THE CAST - Eva Noblezada, Simon Pegg, Jane Fonda, Whoopi Goldberg, Flula Borg, Lil Rel Howery, Colin O'Donoghue & John Ratzenberger
THE TEAM - Peggy Holmes (Director), Kiel Murray, Jonathan Aibel & Glenn Berger (Writer)
THE RUNNING TIME - 105 Minutes
THE GOOD - A unique world, the Land of Luck, is vibrant and funny and comes to life through excellent voice performances. It is a cute, simple story.
THE BAD - The story is reminiscent of numerous better films, yet the plot can't sustain the movie's length. Rubbery character animation doesn't help when the film's pacing is dragging midway through.
THE OSCAR PROSPECTS - None
THE FINAL SCORE - 5/10
read the FULL REVIEW
By Daniel Howat
As the debut feature from Skydance Animation, "Luck" has a lot to prove. First and foremost, this is the first film officially under the guidance of John Lasseter since his ousting from Disney and Pixar, which shouldn't be minimized. Plenty of more qualified individuals have covered his allegations at length, along with the women who left Skydance due to his hiring. Additionally, the studio must prove that it can compete with the heavy hitters in animation. With Pixar, Dreamworks, and Illumination dominating, does "Luck" show that Skydance could threaten their ranks? Unfortunately no. "Luck" instead settles for mediocrity. It's not necessarily terrible, but it's completely unremarkable. One might even go so far as to say this one is simply "unlucky."

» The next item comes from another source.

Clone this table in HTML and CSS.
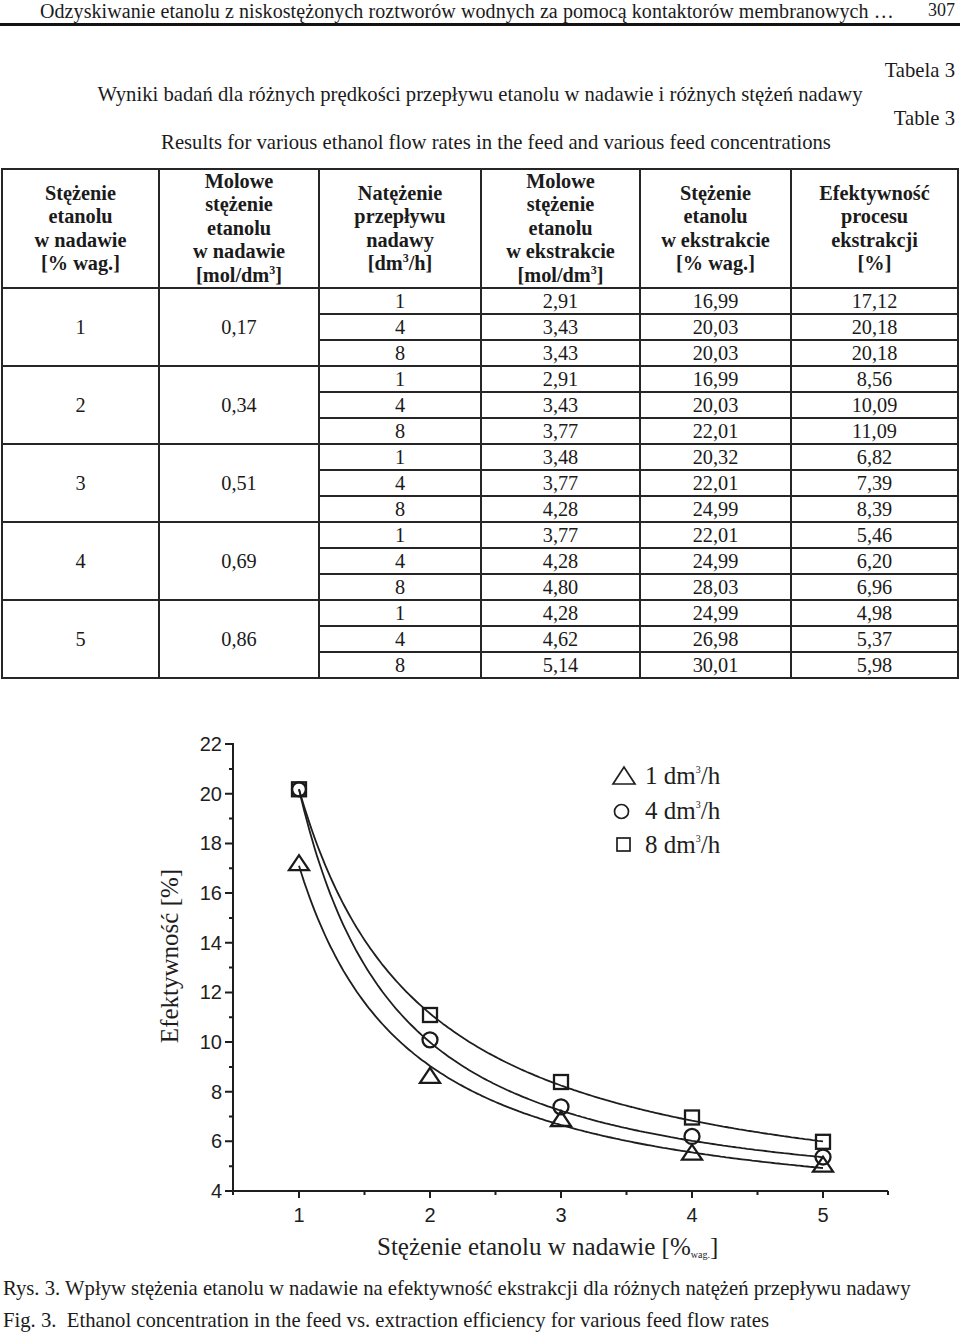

Sam, voiced by Eva Noblezada, is the unluckiest person in the world. At least, that's how it seems. At every possible opportunity, she trips, drops things, gets locked in, runs late to work, and more. "Luck" picks up as Sam ages out of a foster home. She bids a nervous farewell to the younger girls in the house, particularly Hazel (Adelynn Spoon), a little girl desperate to find her "forever family." In setting up Sam and Hazel's foster background, the film aims for a teary opening in the same vein as "Up." While the basic plot points are indeed tragic, it feels a tad exploitative or awkward to try and wrench the tears with this sort of story right from the start.

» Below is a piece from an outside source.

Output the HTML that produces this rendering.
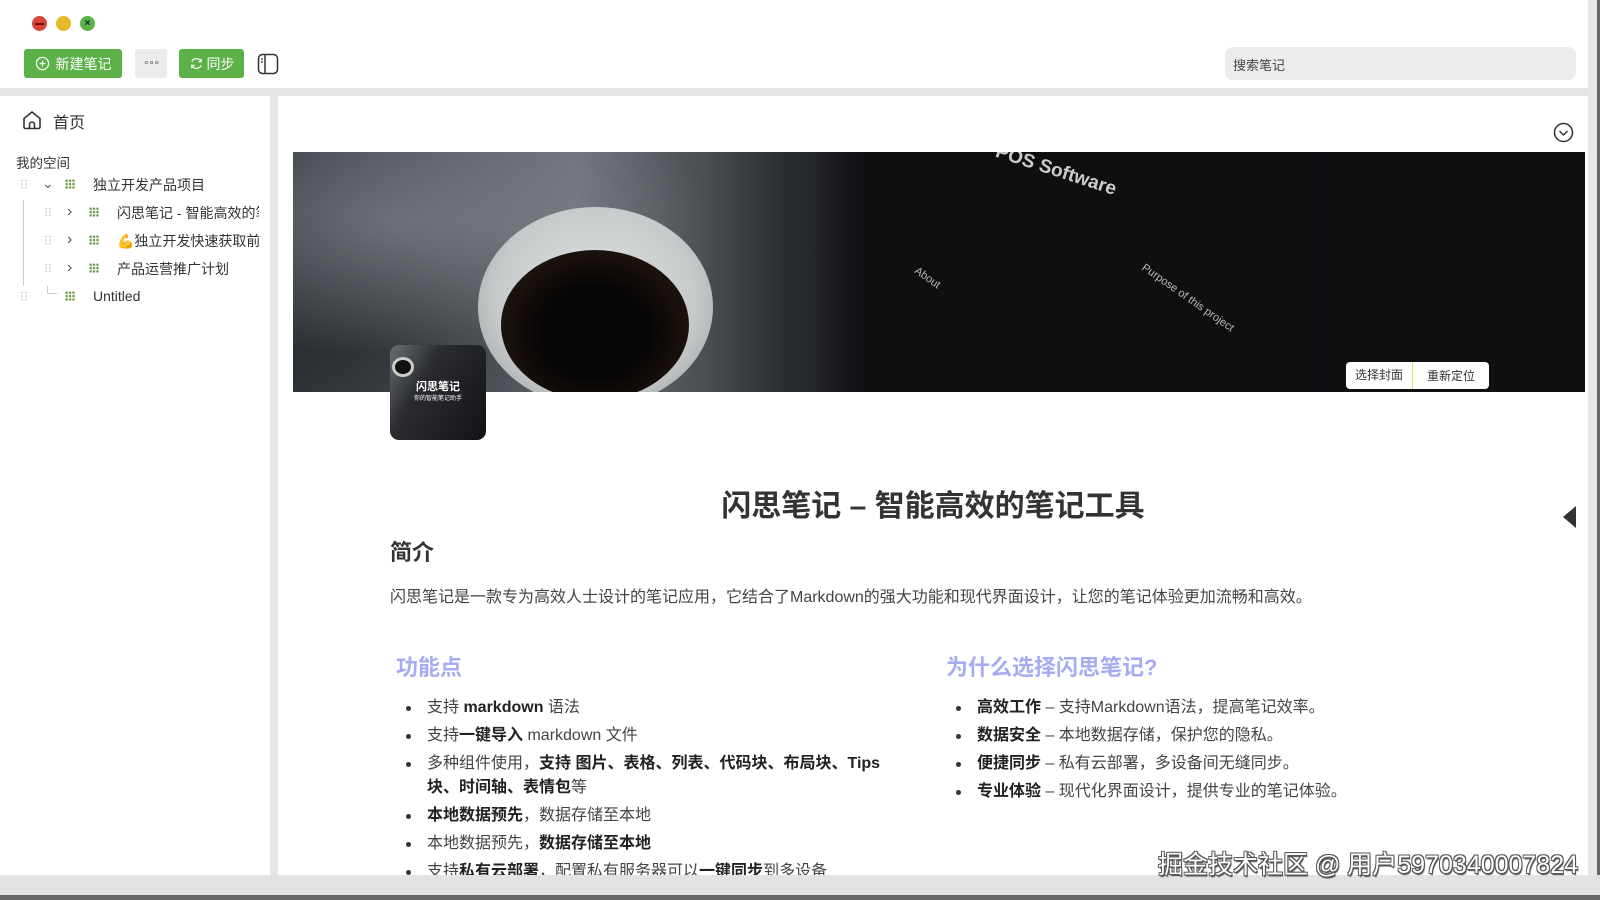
<!DOCTYPE html>
<html><head><meta charset="utf-8"><style>
*{margin:0;padding:0;box-sizing:border-box}
body{width:1600px;height:900px;overflow:hidden;background:#fff;font-family:"Liberation Sans","Noto Sans CJK SC",sans-serif;color:#333;position:relative}
.abs{position:absolute}
.dot{position:absolute;top:16px;width:15px;height:15px;border-radius:50%}
.btn{position:absolute;top:49px;height:29px;border-radius:3px;background:#5cb248;color:#fff;font-size:14px;display:flex;align-items:center;justify-content:center;gap:6px}
.tree{position:absolute;font-size:14px;color:#333;white-space:nowrap}
.grid{position:absolute;width:10px;height:10px;background-image:radial-gradient(circle,#6a9a4a 1.1px,transparent 1.3px);background-size:3.4px 3.4px}
.drag{position:absolute;width:8px;height:10px;background-image:radial-gradient(circle,#ddd 1px,transparent 1.2px);background-size:4px 3.4px}
ul{position:absolute;list-style:none;font-size:16px;color:#444}
li{position:relative;padding-left:37px;line-height:24px;margin-bottom:4px}
li:before{content:"";position:absolute;left:16px;top:10px;width:5px;height:5px;border-radius:50%;background:#333}
b{color:#222;font-weight:700}
</style></head><body>
<div class="dot" style="left:32px;background:#d9433a"><div style="position:absolute;left:3px;top:6.5px;width:9px;height:2px;background:#6b1510"></div></div>
<div class="dot" style="left:56px;background:#e6b82a"></div>
<div class="dot" style="left:80px;background:#5cb248;color:#123;font-size:10px;line-height:15px;text-align:center;font-weight:bold">×</div>

<div class="btn" style="left:24px;width:98px"><svg width="15" height="15" viewBox="0 0 16 16"><circle cx="8" cy="8" r="6.5" fill="none" stroke="#fff" stroke-width="1.3"/><path d="M8 5v6M5 8h6" stroke="#fff" stroke-width="1.3"/></svg>新建笔记</div>
<div class="btn" style="left:135px;width:32px;background:#ececec;color:#555;font-size:10px;letter-spacing:-1px">∘∘∘</div>
<div class="btn" style="left:179px;width:65px;gap:3px"><svg width="15" height="15" viewBox="0 0 16 16"><path d="M13 6A5.5 5.5 0 0 0 3 6M3 10a5.5 5.5 0 0 0 10 0" fill="none" stroke="#fff" stroke-width="1.3"/><path d="M13 3v3h-3M3 13v-3h3" fill="none" stroke="#fff" stroke-width="1.3"/></svg>同步</div>
<svg class="abs" style="left:257px;top:53px" width="22" height="22" viewBox="0 0 22 22"><rect x="1.5" y="1.5" width="19" height="19" rx="4" fill="none" stroke="#333" stroke-width="1.5"/><path d="M8 2v18" stroke="#333" stroke-width="1.5"/><path d="M4 6h2M4 9h2" stroke="#333" stroke-width="1.2"/></svg>
<div class="abs" style="left:1225px;top:47px;width:351px;height:33px;border-radius:8px;background:#ececec;font-size:13px;color:#444;padding:8px 8px">搜索笔记</div>

<div class="abs" style="left:0;top:88px;width:1600px;height:8px;background:#e6e6e6"></div>
<div class="abs" style="left:270px;top:96px;width:8px;height:780px;background:#e6e6e6"></div>
<div class="abs" style="left:1588px;top:0;width:9px;height:900px;background:#e8e8e8"></div>
<div class="abs" style="left:1597px;top:0;width:3px;height:900px;background:#666"></div>
<div class="abs" style="left:0;top:875px;width:1600px;height:20px;background:#e3e3e3"></div>
<div class="abs" style="left:0;top:895px;width:1600px;height:5px;background:#666"></div>

<svg class="abs" style="left:21px;top:109px" width="22" height="22" viewBox="0 0 22 22"><path d="M3 9.5L11 3l8 6.5V18a1.5 1.5 0 0 1-1.5 1.5h-13A1.5 1.5 0 0 1 3 18z" fill="none" stroke="#333" stroke-width="1.6" stroke-linejoin="round"/><path d="M8.5 19.5v-4a2.5 2.5 0 0 1 5 0v4" fill="none" stroke="#333" stroke-width="1.6"/></svg>
<div class="tree" style="left:53px;top:109px;font-size:16px">首页</div>
<div class="tree" style="left:16px;top:152px;font-size:13.5px">我的空间</div>
<div class="drag" style="left:20px;top:179px"></div>
<div class="tree" style="left:42px;top:175px;color:#666">⌄</div>
<div class="grid" style="left:65px;top:179px"></div>
<div class="tree" style="left:93px;top:175px">独立开发产品项目</div>
<div class="abs" style="left:23px;top:200px;width:1px;height:86px;background:#ccc"></div>
<div class="drag" style="left:44px;top:207px"></div><div class="tree" style="left:67px;top:203px;color:#555;font-size:16px">›</div><div class="grid" style="left:89px;top:207px"></div><div class="tree" style="left:117px;top:203px;width:142px;overflow:hidden">闪思笔记 - 智能高效的笔</div>
<div class="drag" style="left:44px;top:235px"></div><div class="tree" style="left:67px;top:231px;color:#555;font-size:16px">›</div><div class="grid" style="left:89px;top:235px"></div><div class="tree" style="left:117px;top:231px;width:142px;overflow:hidden">💪独立开发快速获取前</div>
<div class="drag" style="left:44px;top:263px"></div><div class="tree" style="left:67px;top:259px;color:#555;font-size:16px">›</div><div class="grid" style="left:89px;top:263px"></div><div class="tree" style="left:117px;top:259px">产品运营推广计划</div>
<div class="drag" style="left:20px;top:291px"></div>
<div class="abs" style="left:47px;top:286px;width:10px;height:8px;border-left:1px solid #ccc;border-bottom:1px solid #ccc"></div>
<div class="grid" style="left:65px;top:291px"></div>
<div class="tree" style="left:93px;top:288px">Untitled</div>

<svg class="abs" style="left:1553px;top:122px" width="21" height="21" viewBox="0 0 21 21"><circle cx="10.5" cy="10.5" r="9" fill="none" stroke="#333" stroke-width="1.5"/><path d="M6.5 9l4 4 4-4" fill="none" stroke="#333" stroke-width="1.5"/></svg>

<div class="abs" style="left:293px;top:152px;width:1292px;height:240px;overflow:hidden;background:linear-gradient(90deg,#3a3f45 0%,#5d6268 14%,#6f747a 22%,#4a4e53 32%,#2a2d31 38%,#141518 46%,#101113 70%,#16181b 90%,#2a2d31 100%)">
  <div class="abs" style="left:0;top:0;width:520px;height:240px;background:radial-gradient(ellipse at 20% 30%,rgba(140,145,150,.5),transparent 55%),radial-gradient(ellipse at 10% 85%,rgba(30,32,36,.6),transparent 50%)"></div>
  <div class="abs" style="left:520px;top:0;width:772px;height:240px;background:linear-gradient(90deg,rgba(20,22,25,0) 0%,rgba(13,14,16,.9) 8%,#0f1012 100%)"></div>
  <div class="abs" style="left:185px;top:55px;width:235px;height:200px;border-radius:50%;background:radial-gradient(ellipse at 50% 45%,#dfe3e3 0%,#c6caca 60%,#8e9394 100%)"></div>
  <div class="abs" style="left:208px;top:98px;width:188px;height:150px;border-radius:50%;background:radial-gradient(ellipse at 50% 55%,#060505 40%,#1f140e 75%,#3a2a22 100%)"></div>
  <div class="abs" style="left:700px;top:8px;color:#ccc;font-size:19px;font-weight:bold;transform:rotate(18deg)">POS Software</div>
  <div class="abs" style="left:620px;top:120px;color:#bbb;font-size:11px;transform:rotate(35deg)">About</div>
  <div class="abs" style="left:840px;top:140px;color:#bbb;font-size:11px;transform:rotate(35deg)">Purpose of this project</div>
  <div class="abs" style="left:1053px;top:210px;height:27px;display:flex;background:#fff;border-radius:4px;font-size:12px;color:#333;align-items:center">
    <span style="padding:0 9px;border-right:1px solid #e6d66a;line-height:27px">选择封面</span><span style="padding:0 14px">重新定位</span></div>
</div>
<div class="abs" style="left:390px;top:345px;width:96px;height:95px;border-radius:9px;overflow:hidden;background:linear-gradient(120deg,#6a6e72 0%,#2a2c30 35%,#121315 100%)">
  <div class="abs" style="left:2px;top:12px;width:22px;height:20px;border-radius:50%;background:#111;border:3px solid #ccc"></div>
  <div class="abs" style="left:0;top:33px;width:96px;text-align:center;color:#fff;font-size:11px;font-weight:bold">闪思笔记</div>
  <div class="abs" style="left:0;top:48px;width:96px;text-align:center;color:#fff;font-size:6px">你的智能笔记助手</div>
</div>

<div class="abs" style="left:278px;top:481px;width:1310px;text-align:center;font-size:30px;font-weight:bold;color:#333">闪思笔记 – 智能高效的笔记工具</div>
<div class="abs" style="left:390px;top:535px;font-size:22px;font-weight:bold;color:#333">简介</div>
<div class="abs" style="left:390px;top:583px;font-size:16px;color:#444">闪思笔记是一款专为高效人士设计的笔记应用，它结合了Markdown的强大功能和现代界面设计，让您的笔记体验更加流畅和高效。</div>
<div class="abs" style="left:396px;top:650px;font-size:22px;font-weight:bold;color:#a6acf2">功能点</div>
<div class="abs" style="left:946px;top:650px;font-size:22px;font-weight:bold;color:#a6acf2">为什么选择闪思笔记?</div>
<div class="abs" style="left:0;top:0;width:1588px;height:875px;overflow:hidden;pointer-events:none">
<ul style="left:390px;top:696px;width:510px">
<li>支持 <b>markdown</b> 语法</li>
<li>支持<b>一键导入</b> markdown 文件</li>
<li>多种组件使用，<b>支持 图片、表格、列表、代码块、布局块、Tips 块、时间轴、表情包</b>等</li>
<li><b>本地数据预先</b>，数据存储至本地</li>
<li>本地数据预先，<b>数据存储至本地</b></li>
<li>支持<b>私有云部署</b>，配置私有服务器可以<b>一键同步</b>到多设备</li>
</ul></div>
<ul style="left:940px;top:696px;width:600px">
<li><b>高效工作</b> – 支持Markdown语法，提高笔记效率。</li>
<li><b>数据安全</b> – 本地数据存储，保护您的隐私。</li>
<li><b>便捷同步</b> – 私有云部署，多设备间无缝同步。</li>
<li><b>专业体验</b> – 现代化界面设计，提供专业的笔记体验。</li>
</ul>
<svg class="abs" style="left:1563px;top:506px" width="14" height="22" viewBox="0 0 14 22"><path d="M13 0L0 11l13 11z" fill="#333"/></svg>
<div class="abs" style="left:1158px;top:845px;font-size:25px;color:#fff;text-shadow:-1px -1px 0 #555,1px -1px 0 #555,-1px 1px 0 #555,1px 1px 0 #555,1px 2px 1px #444">掘金技术社区 @ 用户5970340007824</div>
</body></html>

Eventually, after encountering a black cat who drops a lucky penny, Sam gets a taste of the lucky life and wants more. She follows the cat, unbeknownst to him, into the Land of Luck to try and find another lucky penny. Sam must track down another lucky penny for two reasons. First, the cat, Bob (Simon Pegg), will be banished if his lucky penny isn't returned. Second, Sam wants to turn her luck around so that she can help Hazel find a better life. Still, once Sam enters the Land of Luck, the story's true meaning starts to fade. Yes, Sam wants to help Hazel, but the film focuses so much more on the crazy escapades around the Land of Luck that it just feels pointless. Sam is causing chaos throughout this Land, and it feels more selfish than heroic. Ruining the peaceful existence of the world; we're rarely reminded of why Sam is even there in the first place.
The Land of Luck, however, is a vibrant and fun world populated by cats, rabbits, and plenty of leprechauns. The inhabitants of the Land go about their day with endless luck, never having to watch their step or worry about anything. Here, the animation truly shines. It's creative, colorful, and complex. This is a stark contrast to the rubbery and odd character animation. The characters are never as expressive as the worlds they inhabit, and their mouths rarely match the words they're saying. It's a disservice to the excellent voice acting overall, especially from Pegg and Noblezada, who are giving much more committed performances than the animation does justice to.
While the story of "Luck" is fine overall, there's just not enough plot to fill the runtime. The pacing slows to a halt as Sam wreaks havoc in the world with little purpose. A particularly annoying dance sequence featuring an unbearably outdated original pop song adds nothing to the story whatsoever. To be fair, there are plenty of entertaining moments, like sequences involving Jeff, a strange unicorn voiced by Flula Borg. Still, "Luck" has too many endings, dragging the film past its natural conclusion.
This will likely be charming for younger kids, as there are lots of ridiculous hijinks, cute characters, and even poop jokes to keep them invested for an afternoon. For more demanding viewers, however, the story never lands. Further, it's too reminiscent of other, better movies like "Monsters Inc." While "Luck" isn't a bad movie, it's painfully average. It turns out this is an unlucky beginning for Skydance Animation, and they'll need a different approach on their next film that does not remind us of better movies that came before it.